Single by Peekaboo and G-Rex
- Released: 7 September 2018
- Genre: Freeform bass
- Length: 2:41
- Label: Wakaan
- Producers: Matthew Lucas; Jake Sweeney;

Peekaboo singles chronology
| "U Don't Know Me" (2018) | "Babatunde" (2018) | "Illusion" (2019) |

G-Rex singles chronology
| "Wook Blaster" (2018) | "Babatunde" (2018) | "Heretic" (2019) |

= Babatunde (song) =

"Babatunde" is a song by American dubstep producers Peekaboo and G-Rex. It was released on September 7, 2018, by Wakaan, a record label owned by Swedish electronic musician Liquid Stranger. A 6-track remix extended play of the song was later released on January 25, 2019.
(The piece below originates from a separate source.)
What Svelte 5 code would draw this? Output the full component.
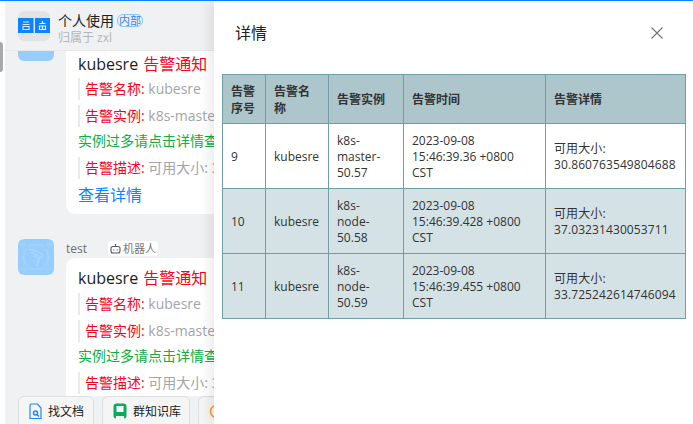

==Background and release==
Peekaboo and G-Rex first collaborated with each other on a remix of the song "Witch Doctor" by ATLiens, released as part of the Invasion EP remix album. After seeing how well they worked together on the remix, the two decided to produce an original collaborative track together. The song appeared in various DJ sets prior to release, including an appearance in a Noiseporn Exclusive Mix, which premiered on April 27, 2018.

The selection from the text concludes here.